Watson: I don't know that we got the opportunity to talk about that, but in a way, that's what the characters' conversations were about. So, I feel like we kind of spoke about it through the characters. There [were] her ideas of what Beth should be in order to have a successful life, and then there [were] Beth's ideas of what it needed to be. That was the conflict between the two characters. I think the characters got to explore that together.
How do you feel that you've grown with Beth over the past three seasons?
Watson: I keep learning more about her, which is really awesome. And I'm really excited to explore this dance side because as it's awakening in Beth, it's awakening in me too. It was something that meant a lot to me growing up and throughout my life, so the opportunity to get to explore that again, and through this great character, is something that really excites me.
Dan Fogelman has said that this is about the halfway point of what he imagined this series is going to be. Where would you like to see Beth go from here?
Watson: You know, wherever they want to take it. I really feel confident in where the character's going. From the looks of things, it's in a direction of really exploring her truth and what means something to her; and also just this beautiful family that she has, and being the matriarch of this home that has a lot of love, and has a lot of understanding and a lot of compassion. I think those are things that I would be really proud to continue to explore, on the show.
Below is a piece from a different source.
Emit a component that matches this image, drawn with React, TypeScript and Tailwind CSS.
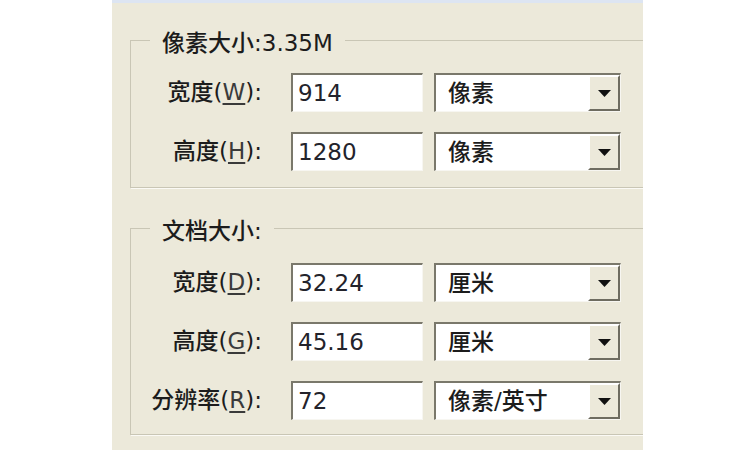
import React from 'react'

const font = { fontFamily: '"DejaVu Sans", "Noto Sans CJK SC", sans-serif' }

function Field({ value }: { value: string }) {
  return (
    <div className="ml-[29px] flex h-[39px] w-[132px] items-center border-t-2 border-l-2 border-r border-b border-t-[#7a786b] border-l-[#7a786b] border-r-[#f7f6f1] border-b-[#f7f6f1] bg-white pl-[5px] text-[#23232b]">
      {value}
    </div>
  )
}

function Combo({ value }: { value: string }) {
  return (
    <div className="ml-[11px] flex h-[39px] w-[187px] border-t-2 border-l-2 border-r border-b border-t-[#7a786b] border-l-[#7a786b] border-r-[#f7f6f1] border-b-[#f7f6f1] bg-white">
      <div className="flex flex-1 items-center pl-[12px] text-[#1c1c1c]">{value}</div>
      <div className="flex w-[32px] items-center justify-center border-2 border-t-white border-l-white border-r-[#6e6c60] border-b-[#6e6c60] bg-[#ECE9DA]">
        <svg width="13" height="7" viewBox="0 0 13 7">
          <polygon points="0,0 13,0 6.5,7" fill="#111" />
        </svg>
      </div>
    </div>
  )
}

function Row({ label, hot, value, unit }: { label: string; hot: string; value: string; unit: string }) {
  return (
    <div className="flex h-[39px] items-center">
      <div className="w-[131px] whitespace-nowrap text-right text-[#1c1c1c]">
        {label}(<span className="underline underline-offset-[3px] text-[#3a3a3a]">{hot}</span>):
      </div>
      <Field value={value} />
      <Combo value={unit} />
    </div>
  )
}

function Group({ title, children, className }: { title: string; children: React.ReactNode; className?: string }) {
  return (
    <fieldset className={`w-[540px] border border-[#c9c6b5] shadow-[1px_1px_0_#fbfaf5] ${className ?? ''}`}>
      <legend className="ml-[19px] px-[12px] pt-[6px] leading-[26px] text-[#1c1c1c]">{title}</legend>
      {children}
    </fieldset>
  )
}

export default function App() {
  return (
    <div className="flex h-[450px] w-[750px] bg-white text-[23px] font-medium" style={font}>
      <div className="ml-[112px] h-full w-[531px] overflow-hidden border-t-[3px] border-[#dde5f2] bg-[#ECE9DA] pl-[18px] pt-[21px]">
        <Group title="像素大小:3.35M">
          <div className="flex flex-col gap-[20px] pt-[17px] pb-[16px]">
            <Row label="宽度" hot="W" value="914" unit="像素" />
            <Row label="高度" hot="H" value="1280" unit="像素" />
          </div>
        </Group>
        <Group title="文档大小:" className="mt-[24px]">
          <div className="flex flex-col gap-[20px] pt-[19px] pb-[14px]">
            <Row label="宽度" hot="D" value="32.24" unit="厘米" />
            <Row label="高度" hot="G" value="45.16" unit="厘米" />
            <Row label="分辨率" hot="R" value="72" unit="像素/英寸" />
          </div>
        </Group>
      </div>
    </div>
  )
}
What are you most proud of when it comes to your portrayal of Beth Pearson on This is Us?Watson: What she represents to women, to all women. I've gotten feedback from just all cultures of women, and also really what she represents to black women in terms of being someone who people can look to and find some part of themselves in her, and find a validation in her and feel like they're being seen. I love that she represents in that way. I am really excited to continue to do that, to continue to do that for the next three years.
This Is Us returns Tuesday, Sept. 24 at 9/8c on NBC.